Anthropogenic nutrient change presents an opportunity to test classic questions about life-history evolution while also investigating important predictions concerning organismal responses to rapid environmental change (Table1). But what are the most promising routes to addressing the long list of questions and hypotheses? We have briefly discussed several possible systems throughout this review, but here, we discuss more broadly how one might find a particularly promising system to address these questions.

To zero in on the effects of anthropogenic nutrient change, it is important to find a system that allows a contrast in exposure to changing nutrients between species, populations, or individuals. One approach is to contrast variation in anthropogenic nutrient inputs across space. This could be a geographic contrast, for instance, comparing populations within a species that span areas that differ in intensity of atmospheric nitrogen deposition (e.g. eastern versus western United States or along an elevation gradient in the Sierras) or a continental approach that contrasts patterns of diversification with worldwide variation in nutrient availability (Orians and Milewski 2007). One could also focus on a species that is facultatively associated with humans, agriculture, or other areas differentially affected by changing nutrient availability (e.g. lakes with different upstream nutrient usage). Another possibility is to focus within a geographic area, but contrast species that vary in diets differentially affected by anthropogenic nutrient change. For instance, effects of atmospheric nitrogen deposition and road salt runoff have differential effects on plant nutrition depending on plant species (Krupa 2003; Snell-Rood et al. 2014); studies could contrast herbivores that feed on plants more or less affected by changing nutrients.

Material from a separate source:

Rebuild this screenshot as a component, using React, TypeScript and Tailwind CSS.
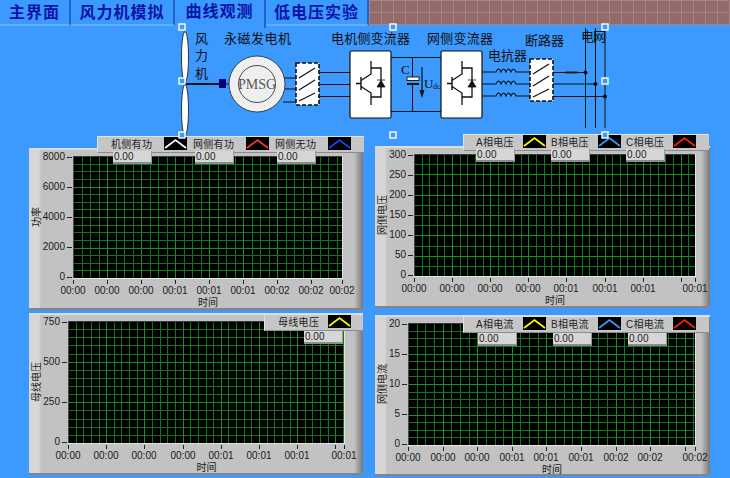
import React from 'react';

interface LegendItem {
  name: string;
  color: string;
}

interface ChartProps {
  title: string;
  panelClass: string;
  axisClass: string;
  plotW: number;
  plotH: number;
  yLabels: string[];
  yMinor: number;
  xStep: number;
  xMinor: number;
  xLabels: string[];
  legend: LegendItem[];
  legendClass: string;
  labelClass: string;
  itemClass: string;
  valueClass: string;
}

const TABS = ['主界面', '风力机模拟', '曲线观测', '低电压实验'];

function Tabs() {
  return (
    <div className="flex h-[26px] shrink-0">
      <div className="flex h-[26px] w-[369px]">
        <div className="flex w-[71px] items-start justify-center border-r-2 border-b-2 border-r-[#1f66c4] border-b-[#62aeff] pt-[4px] text-[16px] leading-[18px] font-bold tracking-[1px] text-[#0a14a8]">
          {TABS[0]}
        </div>
        <div className="flex w-[104px] items-start justify-center border-r-2 border-b-2 border-r-[#1f66c4] border-b-[#62aeff] pt-[4px] text-[16px] leading-[18px] font-bold tracking-[1px] text-[#0a14a8]">
          {TABS[1]}
        </div>
        <div className="relative z-[1] flex h-[28px] w-[91px] items-start justify-center border-r-2 border-r-[#1f66c4] pt-[3px] text-[16px] leading-[18px] font-bold tracking-[1px] text-[#0a14a8]">
          {TABS[2]}
        </div>
        <div className="flex w-[103px] items-start justify-center border-r-2 border-b-2 border-r-[#1f66c4] border-b-[#62aeff] pt-[4px] text-[16px] leading-[18px] font-bold tracking-[1px] text-[#0a14a8]">
          {TABS[3]}
        </div>
      </div>
      <div className="h-[25px] flex-1 bg-[#936b6b] bg-[linear-gradient(to_right,#a58484_1px,transparent_1px),linear-gradient(to_bottom,#a58484_1px,transparent_1px)] bg-[size:12px_12px]" />
    </div>
  );
}

function Igbt({ x }: { x: number }) {
  return (
    <g fill="none" stroke="#111" strokeWidth="1">
      <rect x={x} y="51" width="41" height="67" rx="1.5" fill="#fff" strokeWidth="1.2" />
      <path d={`M${x + 6} 83.5H${x + 11}M${x + 11} 77V90`} strokeWidth="1.4" />
      <path d={`M${x + 11} 80.5L${x + 21} 74V61M${x + 21} 68H${x + 31}V97H${x + 21}M${x + 11} 86.5L${x + 21} 93V105`} strokeWidth="1.3" />
      <path d={`M${x + 27} 87H${x + 35}L${x + 31} 80.5Z M${x + 27} 80H${x + 35}`} fill="#111" strokeWidth="0.8" />
    </g>
  );
}

function Breaker({ x, y }: { x: number; y: number }) {
  return (
    <g stroke="#111" fill="none">
      <rect x={x} y={y} width="23" height="42" fill="#fff" strokeWidth="1.6" strokeDasharray="4 2" />
      <path d={`M${x + 3} ${y + 15}L${x + 19} ${y + 5}M${x + 3} ${y + 27}L${x + 19} ${y + 17}M${x + 3} ${y + 38}L${x + 19} ${y + 30}`} strokeWidth="1.2" />
    </g>
  );
}

function Coil({ y }: { y: number }) {
  return (
    <path
      d={`M482 ${y}H496q2.5 -6 5 0q2.5 -6 5 0q2.5 -6 5 0q2.5 -6 5 0H530`}
      fill="none"
      stroke="#111"
      strokeWidth="1.1"
    />
  );
}

function Handle({ x, y }: { x: number; y: number }) {
  return <rect x={x - 3} y={y - 3} width="6" height="6" fill="#3c99fd" stroke="#fff" strokeWidth="1.4" />;
}

function Diagram() {
  const labelClass = 'fill-[#111] text-[13px]';
  return (
    <svg
      width="730"
      height="108"
      viewBox="0 26 730 108"
      className="relative z-10 block h-[108px] shrink-0 overflow-visible"
    >
      {/* wind turbine */}
      <ellipse cx="185" cy="57" rx="3.5" ry="25.5" fill="#fff" stroke="#111" strokeWidth="0.8" />
      <ellipse cx="185" cy="110" rx="3.5" ry="25.5" fill="#fff" stroke="#111" strokeWidth="0.8" />
      <path d="M185 84H220" stroke="#111" strokeWidth="2" />
      <rect x="219" y="79" width="7" height="9" fill="#00007c" />
      <path d="M226 84H232" stroke="#111" strokeWidth="1" />

      {/* generator */}
      <circle cx="257" cy="84" r="28" fill="#efefef" stroke="#222" strokeWidth="0.8" />
      <circle cx="257" cy="84" r="18.5" fill="#efefef" stroke="#222" strokeWidth="0.8" />
      <text x="257" y="89" textAnchor="middle" className="fill-[#555] text-[14px] [font-family:'Liberation_Serif',serif]">
        PMSG
      </text>
      <path d="M284 78H297M285 89H297M283 102H297" stroke="#111" strokeWidth="1" />
      <Breaker x={296} y={63} />
      <path d="M319 72.5H350M319 84.5H350M319 96.5H350" stroke="#111" strokeWidth="1" />

      {/* converters */}
      <path d="M391 57.5H441M391 111.5H441M412.5 57.5V78M412.5 85V111.5" stroke="#111" strokeWidth="1" fill="none" />
      <rect x="407" y="77" width="12" height="3.5" fill="#fff" stroke="#111" strokeWidth="0.9" />
      <rect x="407" y="83" width="12" height="2" fill="#111" />
      <path d="M422 67V91" stroke="#111" strokeWidth="1.2" />
      <path d="M419.5 90H424.5L422 98Z" fill="#111" />
      <Igbt x={350} />
      <Igbt x={441} />

      {/* reactor, breaker, grid */}
      <Coil y={72} />
      <Coil y={84} />
      <Coil y={96} />
      <Breaker x={530} y={59} />
      <path d="M553 72.5H586M553 84H596M553 96.5H605" stroke="#111" strokeWidth="1" />
      <path d="M565 72.5H578" stroke="#111" strokeWidth="1.8" />
      <path d="M585.5 28V128M595.5 28V128M605 28V128" stroke="#111" strokeWidth="1" />
      <circle cx="585.5" cy="72.5" r="2" fill="#111" />
      <circle cx="595.5" cy="84" r="2" fill="#111" />
      <circle cx="605" cy="96.5" r="2" fill="#111" />

      <text x="195" y="43" className={labelClass}>风</text>
      <text x="195" y="60" className={labelClass}>力</text>
      <text x="195" y="78" className={labelClass}>机</text>
      <text x="224" y="43" textLength="67" className={labelClass}>永磁发电机</text>
      <text x="331" y="43" textLength="79" className={labelClass}>电机侧变流器</text>
      <text x="427" y="43" textLength="66" className={labelClass}>网侧变流器</text>
      <text x="488" y="60" textLength="39" className={labelClass}>电抗器</text>
      <text x="525" y="45" textLength="39" className={labelClass}>断路器</text>
      <text x="581" y="41" textLength="25" className={labelClass}>电网</text>
      <text x="401" y="74" className="fill-[#111] text-[13px] [font-family:'Liberation_Serif',serif]">C</text>
      <text x="424" y="88" className="fill-[#111] text-[13px] [font-family:'Liberation_Serif',serif]">U</text>
      <text x="433" y="89" className="fill-[#111] text-[8px] [font-family:'Liberation_Serif',serif]">dc</text>

      <Handle x={182} y={27} />
      <Handle x={393} y={27} />
      <Handle x={605} y={27} />
      <Handle x={182} y={81} />
      <Handle x={605} y={81} />
      <Handle x={182} y={135} />
      <Handle x={393} y={135} />
      <Handle x={605} y={135} />
    </svg>
  );
}

function PlotGrid({ w, h, yDiv, yMinor, xStep, xMinor }: { w: number; h: number; yDiv: number; yMinor: number; xStep: number; xMinor: number }) {
  const vMinor: number[] = [];
  const vMajor: number[] = [];
  const hMinor: number[] = [];
  const hMajor: number[] = [];
  for (let i = 0; i * (xStep / xMinor) < w; i++) {
    const x = Math.round((i * xStep) / xMinor);
    if (i % xMinor === 0) vMajor.push(x);
    else vMinor.push(x);
  }
  const total = yDiv * yMinor;
  for (let i = 0; i <= total; i++) {
    const y = Math.round((i * h) / total);
    if (i % yMinor === 0) hMajor.push(y);
    else hMinor.push(y);
  }
  return (
    <svg width={w + 1} height={h + 1} className="block" shapeRendering="crispEdges">
      <rect width={w + 1} height={h + 1} fill="#000" />
      {vMinor.map((x) => <rect key={x} x={x} y="0" width="1" height={h} fill="#0c781e" />)}
      {hMinor.map((y) => <rect key={y} x="0" y={y} width={w} height="1" fill="#0c781e" />)}
      {vMajor.map((x) => <rect key={x} x={x} y="0" width="1" height={h} fill="#0e9420" />)}
      {hMajor.map((y) => <rect key={y} x="0" y={y} width={w} height="1" fill="#0e9420" />)}
      <rect x="0" y="0" width={w + 1} height="1" fill="#3a3a3a" />
      <rect x="0" y="0" width="1" height={h + 1} fill="#4a4a4a" />
      <rect x={w} y="0" width="1" height={h + 1} fill="#e4e4e4" />
      <rect x="0" y={h} width={w + 1} height="1" fill="#e4e4e4" />
    </svg>
  );
}

function Chart(props: ChartProps) {
  const { title, panelClass, axisClass, plotW, plotH, yLabels, yMinor, xStep, xMinor, xLabels, legend } = props;
  const ticks = xLabels.map((_, i) => (i === xLabels.length - 1 ? plotW : Math.round(i * xStep)));

  return (
    <div className={`relative flex border-t-2 border-b-2 border-t-[#dcdcdc] border-b-[#858585] bg-[linear-gradient(to_right,#d6d6d6_0,#d6d6d6_10px,#c2c2c2_12px,#c2c2c2_calc(100%-9px),#777_100%)] pt-[6px] ${panelClass}`}>
      <div className="flex h-[122px] w-[16px] shrink-0 items-center justify-center">
        <span className="-rotate-90 text-[10px] leading-[12px] whitespace-nowrap text-[#1a1a1a]">{title}</span>
      </div>
      <div className={`-mt-[5px] flex h-[132px] shrink-0 flex-col justify-between ${axisClass}`}>
        {yLabels.map((label) => (
          <div key={label} className="flex h-[12px] items-center justify-end text-[10px] leading-[12px] text-[#1a1a1a]">
            <span className="mr-[2px]">{label}</span>
            <span className="mr-[1px] h-px w-[5px] shrink-0 bg-[#222]" />
          </div>
        ))}
      </div>
      <div className="shrink-0">
        <PlotGrid w={plotW} h={plotH} yDiv={yLabels.length - 1} yMinor={yMinor} xStep={xStep} xMinor={xMinor} />
        <div className="mt-px flex h-[17px]">
          {ticks.map((x, i) => (
            <div key={i} className="shrink-0" style={{ width: i < ticks.length - 1 ? ticks[i + 1] - x : 0 }}>
              <div className="flex w-0 flex-col items-center">
                <span className="h-[4px] w-px shrink-0 bg-[#222]" />
                <span className="text-[10px] leading-[13px] whitespace-nowrap text-[#1a1a1a]">{xLabels[i]}</span>
              </div>
            </div>
          ))}
        </div>
        <div className="text-center text-[10px] leading-[12px] text-[#1a1a1a]">时间</div>
      </div>

      <div className={`absolute flex h-[17px] border-t border-l border-t-[#e2e2e2] border-l-[#e2e2e2] border-b border-b-[#8c8c8c] bg-[#c6c6c6] ${props.legendClass}`}>
        {legend.map((item) => (
          <div key={item.name} className={`relative flex shrink-0 items-start ${props.itemClass}`}>
            <span className={`shrink-0 pt-[1px] text-[10px] leading-[13px] tracking-[0.3px] whitespace-nowrap text-[#222] ${props.labelClass}`}>{item.name}</span>
            <svg width="23" height="13" className="block shrink-0">
              <rect width="23" height="13" fill="#000" />
              <path d="M1 11L11.5 3L22 11" fill="none" stroke={item.color} strokeWidth="1.6" />
            </svg>
            <div className={`absolute h-[13px] w-[39px] border-r border-b-2 border-r-[#9a9a9a] border-b-[#8c8c8c] bg-[#d6d6d6] pl-[1px] text-[10px] leading-[12px] text-[#222] ${props.valueClass}`}>
              0.00
            </div>
          </div>
        ))}
      </div>
    </div>
  );
}

export default function App() {
  return (
    <div className="flex h-[478px] w-[730px] flex-col overflow-hidden bg-[#3c99fd] [font-family:'Liberation_Sans','Noto_Sans_CJK_SC',sans-serif]">
      <Tabs />
      <Diagram />
      <div className="flex flex-1">
        <div className="ml-[29px] flex w-[334px] flex-col gap-[3px] pt-[14px]">
          <Chart
            title="功率"
            panelClass="h-[162px]"
            axisClass="w-[28px]"
            plotW={269}
            plotH={122}
            yLabels={['8000', '6000', '4000', '2000', '0']}
            yMinor={4}
            xStep={34}
            xMinor={4}
            xLabels={['00:00', '00:00', '00:00', '00:01', '00:01', '00:01', '00:02', '00:02', '00:02']}
            legend={[
              { name: '机侧有功', color: '#ffffff' },
              { name: '网侧有功', color: '#ff3838' },
              { name: '网侧无功', color: '#1048ff' },
            ]}
            legendClass="-top-[14px] left-[68px] w-[267px] pl-[13px]"
            labelClass="w-[53px]"
            itemClass="mr-[6px]"
            valueClass="left-[2px] top-[14px]"
          />
          <Chart
            title="母线电压"
            panelClass="h-[162px]"
            axisClass="w-[23px]"
            plotW={276}
            plotH={122}
            yLabels={['750', '500', '250', '0']}
            yMinor={5}
            xStep={38.2}
            xMinor={5}
            xLabels={['00:00', '00:00', '00:00', '00:00', '00:01', '00:01', '00:01', '', '00:01']}
            legend={[{ name: '母线电压', color: '#ffff00' }]}
            legendClass="-top-[1px] left-[235px] w-[99px] pl-[13px]"
            labelClass="w-[50px]"
            itemClass=""
            valueClass="left-[26px] top-[16px]"
          />
        </div>
        <div className="ml-[12px] flex w-[335px] flex-col gap-[7px] pt-[12px]">
          <Chart
            title="网侧电压"
            panelClass="h-[162px]"
            axisClass="w-[23px]"
            plotW={281}
            plotH={122}
            yLabels={['300', '250', '200', '150', '100', '50', '0']}
            yMinor={2}
            xStep={38.1}
            xMinor={5}
            xLabels={['00:00', '00:00', '00:00', '00:00', '00:01', '00:01', '00:01', '', '00:01']}
            legend={[
              { name: 'A相电压', color: '#ffff00' },
              { name: 'B相电压', color: '#30a0ff' },
              { name: 'C相电压', color: '#ff2000' },
            ]}
            legendClass="-top-[14px] left-[88px] w-[246px] pl-[12px]"
            labelClass="w-[47px]"
            itemClass="mr-[5px]"
            valueClass="left-0 top-[14px]"
          />
          <Chart
            title="网侧电流"
            panelClass="h-[161px]"
            axisClass="w-[17px]"
            plotW={287}
            plotH={122}
            yLabels={['20', '15', '10', '5', '0']}
            yMinor={4}
            xStep={34.6}
            xMinor={4}
            xLabels={['00:00', '00:00', '00:00', '00:01', '00:01', '00:01', '00:02', '00:02', '', '00:02']}
            legend={[
              { name: 'A相电流', color: '#ffff00' },
              { name: 'B相电流', color: '#30a0ff' },
              { name: 'C相电流', color: '#ff2000' },
            ]}
            legendClass="-top-[1px] left-[88px] w-[246px] pl-[12px]"
            labelClass="w-[47px]"
            itemClass="mr-[5px]"
            valueClass="left-[2px] top-[16px]"
          />
        </div>
      </div>
    </div>
  );
}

For some systems, it may be possible to contrast the effects of changing nutrients over time. This may be particularly tractable for species that can be resurrected, such as Daphnia clones, dormant seeds, or microbial spores. If these species are amenable to laboratory culture, this may allow for particularly powerful, controlled experiments that test for effects of resource availability on acquisition and allocation and how such patterns have changed coincident with nutrient change. Another temporal approach would be making use of museum specimens, for instance, measuring change in life-history traits over time, or using ancient DNA techniques to look at evolutionary change aligned with shifting nutrient availability. Of course many of the hypotheses outlined here (Table1) could also be addressed through experimental evolution. Indeed, it may be of particular interest to contrast evolutionary responses to small-scale nutrient variation versus the types of changes seen with anthropogenic nutrient change—rapid, exponential changes in the mean and variance. Overall, a range of field and laboratory studies will be necessary to understand predictable patterns of life-history evolution in the anthropocene. We suggest that study of anthropogenic nutrient inputs may not only highlight the detrimental effects of these man-made ecosystem disturbances, they may also reveal important insights into longstanding questions regarding how organismal life histories evolve in conjunction with ecological variation.

Acknowledgments

Earlier versions of this manuscript were improved based on input from Forest Isbell and two anonymous reviewers. This research benefitted from discussions with a wide range of ecologists interested in nutrition and stoichiometry, including Bob Sterner, Elizabeth Borer, Dave Tilman, Jacques Finlay, and Jim Cotner. ESR and AE were supported in part by a grant in aid of research from the Office of the Vice President for Research at the University of Minnesota and NSF IOS-1354737.